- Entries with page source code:
↓

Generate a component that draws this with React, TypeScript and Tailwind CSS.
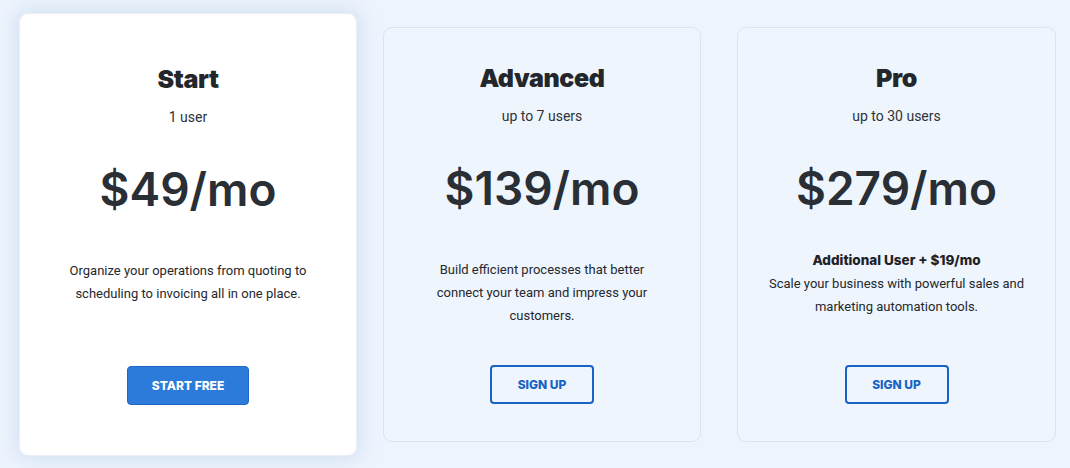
import React from "react";

type Plan = {
  name: string;
  users: string;
  price: string;
  extra?: string;
  desc: string[];
  cta: string;
  featured?: boolean;
};

const plans: Plan[] = [
  {
    name: "Start",
    users: "1 user",
    price: "$49/mo",
    desc: ["Organize your operations from quoting to", "scheduling to invoicing all in one place."],
    cta: "START FREE",
    featured: true,
  },
  {
    name: "Advanced",
    users: "up to 7 users",
    price: "$139/mo",
    desc: ["Build efficient processes that better", "connect your team and impress your", "customers."],
    cta: "SIGN UP",
  },
  {
    name: "Pro",
    users: "up to 30 users",
    price: "$279/mo",
    extra: "Additional User + $19/mo",
    desc: ["Scale your business with powerful sales and", "marketing automation tools."],
    cta: "SIGN UP",
  },
];

function Card({ plan }: { plan: Plan }) {
  const outer = plan.featured
    ? "-mx-[10px] -my-[14px] bg-white rounded-[9px] shadow-[0_0_18px_4px_rgba(170,195,225,0.35)] pt-[49px] pb-[50px] border border-[#e9eff6]"
    : "bg-[#eef5fd] rounded-[9px] border border-[#dbe4ee] pt-[34px] pb-[35px]";
  return (
    <div className={`flex flex-col items-center ${outer}`}>
      <h2 className="font-['Inter','Noto_Sans',sans-serif] text-[25px] leading-[32px] font-black text-[#23262b] tracking-[-0.4px]">
        {plan.name}
      </h2>
      <div className="mt-[12px] font-['Roboto','Noto_Sans',sans-serif] text-[14px] leading-[20px] text-[#2f3238]">
        {plan.users}
      </div>
      <div className="mt-[39px] font-['Inter','Noto_Sans',sans-serif] text-[46px] leading-[46px] font-semibold text-[#2a2e35]">
        {plan.price}
      </div>
      <div className="mt-[47px] h-[107px] w-full flex flex-col items-center font-['Roboto','Noto_Sans',sans-serif] text-[13px] leading-[23px] text-[#25282d]">
        <div className={plan.extra ? "-mt-[9px] flex flex-col items-center" : "flex flex-col items-center"}>
          {plan.extra && (
            <div className="font-['Inter','Noto_Sans',sans-serif] text-[13.5px] font-extrabold text-[#1f2226]">
              {plan.extra}
            </div>
          )}
          {plan.desc.map((l) => (
            <div key={l} className="whitespace-nowrap">
              {l}
            </div>
          ))}
        </div>
      </div>
      {plan.featured ? (
        <button className="h-[39px] w-[122px] rounded-[4px] bg-[#2c7ad9] border border-[#1f66c6] text-white font-['Inter','Noto_Sans',sans-serif] text-[12px] font-extrabold">
          {plan.cta}
        </button>
      ) : (
        <button className="h-[39px] w-[104px] rounded-[4px] border-2 border-[#1863c4] bg-transparent text-[#1863c4] font-['Inter','Noto_Sans',sans-serif] text-[12px] font-extrabold">
          {plan.cta}
        </button>
      )}
    </div>
  );
}

export default function App() {
  return (
    <div className="w-[1070px] h-[468px] bg-[#edf4fd] overflow-hidden">
      <div className="grid grid-cols-[318px_318px_319px] gap-x-[36px] pl-[29px] pt-[27px]">
        {plans.map((p) => (
          <Card key={p.name} plan={p} />
        ))}
      </div>
    </div>
  );
}
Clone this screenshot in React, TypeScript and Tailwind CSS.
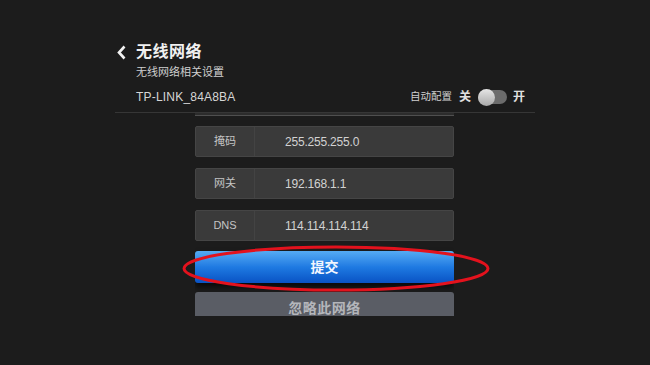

↑

- What you have to do: Reproduce the listing word for word and omit its pictures.

- Reply:
Generate a component that draws this with React, TypeScript and Tailwind CSS.
import React from "react";

type Plan = {
  name: string;
  users: string;
  price: string;
  extra?: string;
  desc: string[];
  cta: string;
  featured?: boolean;
};

const plans: Plan[] = [
  {
    name: "Start",
    users: "1 user",
    price: "$49/mo",
    desc: ["Organize your operations from quoting to", "scheduling to invoicing all in one place."],
    cta: "START FREE",
    featured: true,
  },
  {
    name: "Advanced",
    users: "up to 7 users",
    price: "$139/mo",
    desc: ["Build efficient processes that better", "connect your team and impress your", "customers."],
    cta: "SIGN UP",
  },
  {
    name: "Pro",
    users: "up to 30 users",
    price: "$279/mo",
    extra: "Additional User + $19/mo",
    desc: ["Scale your business with powerful sales and", "marketing automation tools."],
    cta: "SIGN UP",
  },
];

function Card({ plan }: { plan: Plan }) {
  const outer = plan.featured
    ? "-mx-[10px] -my-[14px] bg-white rounded-[9px] shadow-[0_0_18px_4px_rgba(170,195,225,0.35)] pt-[49px] pb-[50px] border border-[#e9eff6]"
    : "bg-[#eef5fd] rounded-[9px] border border-[#dbe4ee] pt-[34px] pb-[35px]";
  return (
    <div className={`flex flex-col items-center ${outer}`}>
      <h2 className="font-['Inter','Noto_Sans',sans-serif] text-[25px] leading-[32px] font-black text-[#23262b] tracking-[-0.4px]">
        {plan.name}
      </h2>
      <div className="mt-[12px] font-['Roboto','Noto_Sans',sans-serif] text-[14px] leading-[20px] text-[#2f3238]">
        {plan.users}
      </div>
      <div className="mt-[39px] font-['Inter','Noto_Sans',sans-serif] text-[46px] leading-[46px] font-semibold text-[#2a2e35]">
        {plan.price}
      </div>
      <div className="mt-[47px] h-[107px] w-full flex flex-col items-center font-['Roboto','Noto_Sans',sans-serif] text-[13px] leading-[23px] text-[#25282d]">
        <div className={plan.extra ? "-mt-[9px] flex flex-col items-center" : "flex flex-col items-center"}>
          {plan.extra && (
            <div className="font-['Inter','Noto_Sans',sans-serif] text-[13.5px] font-extrabold text-[#1f2226]">
              {plan.extra}
            </div>
          )}
          {plan.desc.map((l) => (
            <div key={l} className="whitespace-nowrap">
              {l}
            </div>
          ))}
        </div>
      </div>
      {plan.featured ? (
        <button className="h-[39px] w-[122px] rounded-[4px] bg-[#2c7ad9] border border-[#1f66c6] text-white font-['Inter','Noto_Sans',sans-serif] text-[12px] font-extrabold">
          {plan.cta}
        </button>
      ) : (
        <button className="h-[39px] w-[104px] rounded-[4px] border-2 border-[#1863c4] bg-transparent text-[#1863c4] font-['Inter','Noto_Sans',sans-serif] text-[12px] font-extrabold">
          {plan.cta}
        </button>
      )}
    </div>
  );
}

export default function App() {
  return (
    <div className="w-[1070px] h-[468px] bg-[#edf4fd] overflow-hidden">
      <div className="grid grid-cols-[318px_318px_319px] gap-x-[36px] pl-[29px] pt-[27px]">
        {plans.map((p) => (
          <Card key={p.name} plan={p} />
        ))}
      </div>
    </div>
  );
}
Clone this screenshot in React, TypeScript and Tailwind CSS.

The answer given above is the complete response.